Copy out the data exactly, leaving the pictures behind.
Start of DATASET EXCERPT
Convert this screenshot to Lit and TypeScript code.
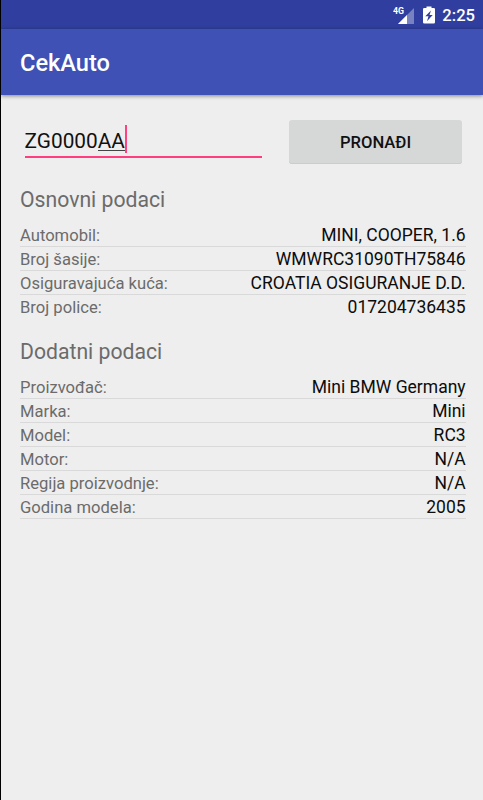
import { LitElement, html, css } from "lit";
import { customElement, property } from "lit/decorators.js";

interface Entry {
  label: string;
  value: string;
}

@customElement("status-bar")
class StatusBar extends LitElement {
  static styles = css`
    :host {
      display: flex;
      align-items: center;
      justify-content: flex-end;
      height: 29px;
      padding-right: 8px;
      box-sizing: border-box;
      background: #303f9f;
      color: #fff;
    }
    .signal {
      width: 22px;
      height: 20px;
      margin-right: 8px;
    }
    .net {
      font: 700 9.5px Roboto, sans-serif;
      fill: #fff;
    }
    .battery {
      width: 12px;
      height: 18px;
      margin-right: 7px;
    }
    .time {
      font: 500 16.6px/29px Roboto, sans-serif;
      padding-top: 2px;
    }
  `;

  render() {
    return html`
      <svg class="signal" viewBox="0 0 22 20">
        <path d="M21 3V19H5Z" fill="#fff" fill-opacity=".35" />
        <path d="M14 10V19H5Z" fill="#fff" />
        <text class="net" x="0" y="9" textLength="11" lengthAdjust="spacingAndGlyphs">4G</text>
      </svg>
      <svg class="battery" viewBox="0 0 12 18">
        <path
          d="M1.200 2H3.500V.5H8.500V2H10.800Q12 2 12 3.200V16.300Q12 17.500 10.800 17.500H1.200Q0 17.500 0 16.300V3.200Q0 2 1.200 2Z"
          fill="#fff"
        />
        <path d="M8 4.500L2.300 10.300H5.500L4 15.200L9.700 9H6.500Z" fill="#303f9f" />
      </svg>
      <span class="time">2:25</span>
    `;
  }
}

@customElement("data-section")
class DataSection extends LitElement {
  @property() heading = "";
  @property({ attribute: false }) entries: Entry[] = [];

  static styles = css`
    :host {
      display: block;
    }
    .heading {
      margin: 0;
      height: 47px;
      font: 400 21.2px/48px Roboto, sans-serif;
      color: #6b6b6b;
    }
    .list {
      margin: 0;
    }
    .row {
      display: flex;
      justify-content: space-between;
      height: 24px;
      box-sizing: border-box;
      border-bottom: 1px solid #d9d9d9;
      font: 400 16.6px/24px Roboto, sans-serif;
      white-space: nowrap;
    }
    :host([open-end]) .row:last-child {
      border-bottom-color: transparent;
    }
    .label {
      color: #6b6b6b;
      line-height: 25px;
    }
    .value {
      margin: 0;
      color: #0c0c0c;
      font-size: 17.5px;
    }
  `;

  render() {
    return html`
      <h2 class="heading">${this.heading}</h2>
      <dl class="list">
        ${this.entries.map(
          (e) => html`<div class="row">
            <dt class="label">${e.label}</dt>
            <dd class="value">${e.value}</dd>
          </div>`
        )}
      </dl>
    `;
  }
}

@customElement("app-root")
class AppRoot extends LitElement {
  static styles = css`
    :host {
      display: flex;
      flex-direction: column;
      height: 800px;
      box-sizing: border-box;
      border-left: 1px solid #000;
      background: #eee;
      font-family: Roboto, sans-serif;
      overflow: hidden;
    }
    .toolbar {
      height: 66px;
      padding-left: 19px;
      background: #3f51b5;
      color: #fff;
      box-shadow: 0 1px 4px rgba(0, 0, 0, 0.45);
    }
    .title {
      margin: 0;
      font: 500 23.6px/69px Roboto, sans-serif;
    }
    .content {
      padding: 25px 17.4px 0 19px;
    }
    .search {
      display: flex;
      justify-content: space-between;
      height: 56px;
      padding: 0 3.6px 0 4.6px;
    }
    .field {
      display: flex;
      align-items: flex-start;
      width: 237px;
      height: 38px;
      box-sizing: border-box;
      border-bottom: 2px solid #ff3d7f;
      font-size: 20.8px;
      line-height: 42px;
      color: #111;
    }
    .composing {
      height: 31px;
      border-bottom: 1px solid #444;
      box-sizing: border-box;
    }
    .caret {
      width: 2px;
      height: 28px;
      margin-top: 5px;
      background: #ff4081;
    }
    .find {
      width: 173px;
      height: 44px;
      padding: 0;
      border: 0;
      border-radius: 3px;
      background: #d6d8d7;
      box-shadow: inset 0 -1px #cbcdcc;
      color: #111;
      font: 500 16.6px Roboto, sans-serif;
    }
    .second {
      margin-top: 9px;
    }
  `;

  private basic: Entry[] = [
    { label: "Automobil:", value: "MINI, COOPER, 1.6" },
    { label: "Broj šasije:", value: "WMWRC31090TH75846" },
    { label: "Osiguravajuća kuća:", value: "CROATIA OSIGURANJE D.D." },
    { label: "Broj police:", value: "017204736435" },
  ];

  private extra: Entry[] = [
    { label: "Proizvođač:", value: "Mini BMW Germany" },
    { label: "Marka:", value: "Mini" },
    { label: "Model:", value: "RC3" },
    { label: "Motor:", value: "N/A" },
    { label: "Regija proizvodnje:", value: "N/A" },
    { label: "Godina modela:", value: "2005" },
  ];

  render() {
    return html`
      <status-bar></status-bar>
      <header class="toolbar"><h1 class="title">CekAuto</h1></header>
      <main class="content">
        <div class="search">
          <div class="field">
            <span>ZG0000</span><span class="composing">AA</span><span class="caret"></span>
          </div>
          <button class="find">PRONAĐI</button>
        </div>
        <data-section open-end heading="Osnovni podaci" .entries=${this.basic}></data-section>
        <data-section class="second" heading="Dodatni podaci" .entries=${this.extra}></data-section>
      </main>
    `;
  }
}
End of DATASET EXCERPT
TASK ANSWER:
Convert this screenshot to Lit and TypeScript code.
import { LitElement, html, css } from "lit";
import { customElement, property } from "lit/decorators.js";

interface Entry {
  label: string;
  value: string;
}

@customElement("status-bar")
class StatusBar extends LitElement {
  static styles = css`
    :host {
      display: flex;
      align-items: center;
      justify-content: flex-end;
      height: 29px;
      padding-right: 8px;
      box-sizing: border-box;
      background: #303f9f;
      color: #fff;
    }
    .signal {
      width: 22px;
      height: 20px;
      margin-right: 8px;
    }
    .net {
      font: 700 9.5px Roboto, sans-serif;
      fill: #fff;
    }
    .battery {
      width: 12px;
      height: 18px;
      margin-right: 7px;
    }
    .time {
      font: 500 16.6px/29px Roboto, sans-serif;
      padding-top: 2px;
    }
  `;

  render() {
    return html`
      <svg class="signal" viewBox="0 0 22 20">
        <path d="M21 3V19H5Z" fill="#fff" fill-opacity=".35" />
        <path d="M14 10V19H5Z" fill="#fff" />
        <text class="net" x="0" y="9" textLength="11" lengthAdjust="spacingAndGlyphs">4G</text>
      </svg>
      <svg class="battery" viewBox="0 0 12 18">
        <path
          d="M1.200 2H3.500V.5H8.500V2H10.800Q12 2 12 3.200V16.300Q12 17.500 10.800 17.500H1.200Q0 17.500 0 16.300V3.200Q0 2 1.200 2Z"
          fill="#fff"
        />
        <path d="M8 4.500L2.300 10.300H5.500L4 15.200L9.700 9H6.500Z" fill="#303f9f" />
      </svg>
      <span class="time">2:25</span>
    `;
  }
}

@customElement("data-section")
class DataSection extends LitElement {
  @property() heading = "";
  @property({ attribute: false }) entries: Entry[] = [];

  static styles = css`
    :host {
      display: block;
    }
    .heading {
      margin: 0;
      height: 47px;
      font: 400 21.2px/48px Roboto, sans-serif;
      color: #6b6b6b;
    }
    .list {
      margin: 0;
    }
    .row {
      display: flex;
      justify-content: space-between;
      height: 24px;
      box-sizing: border-box;
      border-bottom: 1px solid #d9d9d9;
      font: 400 16.6px/24px Roboto, sans-serif;
      white-space: nowrap;
    }
    :host([open-end]) .row:last-child {
      border-bottom-color: transparent;
    }
    .label {
      color: #6b6b6b;
      line-height: 25px;
    }
    .value {
      margin: 0;
      color: #0c0c0c;
      font-size: 17.5px;
    }
  `;

  render() {
    return html`
      <h2 class="heading">${this.heading}</h2>
      <dl class="list">
        ${this.entries.map(
          (e) => html`<div class="row">
            <dt class="label">${e.label}</dt>
            <dd class="value">${e.value}</dd>
          </div>`
        )}
      </dl>
    `;
  }
}

@customElement("app-root")
class AppRoot extends LitElement {
  static styles = css`
    :host {
      display: flex;
      flex-direction: column;
      height: 800px;
      box-sizing: border-box;
      border-left: 1px solid #000;
      background: #eee;
      font-family: Roboto, sans-serif;
      overflow: hidden;
    }
    .toolbar {
      height: 66px;
      padding-left: 19px;
      background: #3f51b5;
      color: #fff;
      box-shadow: 0 1px 4px rgba(0, 0, 0, 0.45);
    }
    .title {
      margin: 0;
      font: 500 23.6px/69px Roboto, sans-serif;
    }
    .content {
      padding: 25px 17.4px 0 19px;
    }
    .search {
      display: flex;
      justify-content: space-between;
      height: 56px;
      padding: 0 3.6px 0 4.6px;
    }
    .field {
      display: flex;
      align-items: flex-start;
      width: 237px;
      height: 38px;
      box-sizing: border-box;
      border-bottom: 2px solid #ff3d7f;
      font-size: 20.8px;
      line-height: 42px;
      color: #111;
    }
    .composing {
      height: 31px;
      border-bottom: 1px solid #444;
      box-sizing: border-box;
    }
    .caret {
      width: 2px;
      height: 28px;
      margin-top: 5px;
      background: #ff4081;
    }
    .find {
      width: 173px;
      height: 44px;
      padding: 0;
      border: 0;
      border-radius: 3px;
      background: #d6d8d7;
      box-shadow: inset 0 -1px #cbcdcc;
      color: #111;
      font: 500 16.6px Roboto, sans-serif;
    }
    .second {
      margin-top: 9px;
    }
  `;

  private basic: Entry[] = [
    { label: "Automobil:", value: "MINI, COOPER, 1.6" },
    { label: "Broj šasije:", value: "WMWRC31090TH75846" },
    { label: "Osiguravajuća kuća:", value: "CROATIA OSIGURANJE D.D." },
    { label: "Broj police:", value: "017204736435" },
  ];

  private extra: Entry[] = [
    { label: "Proizvođač:", value: "Mini BMW Germany" },
    { label: "Marka:", value: "Mini" },
    { label: "Model:", value: "RC3" },
    { label: "Motor:", value: "N/A" },
    { label: "Regija proizvodnje:", value: "N/A" },
    { label: "Godina modela:", value: "2005" },
  ];

  render() {
    return html`
      <status-bar></status-bar>
      <header class="toolbar"><h1 class="title">CekAuto</h1></header>
      <main class="content">
        <div class="search">
          <div class="field">
            <span>ZG0000</span><span class="composing">AA</span><span class="caret"></span>
          </div>
          <button class="find">PRONAĐI</button>
        </div>
        <data-section open-end heading="Osnovni podaci" .entries=${this.basic}></data-section>
        <data-section class="second" heading="Dodatni podaci" .entries=${this.extra}></data-section>
      </main>
    `;
  }
}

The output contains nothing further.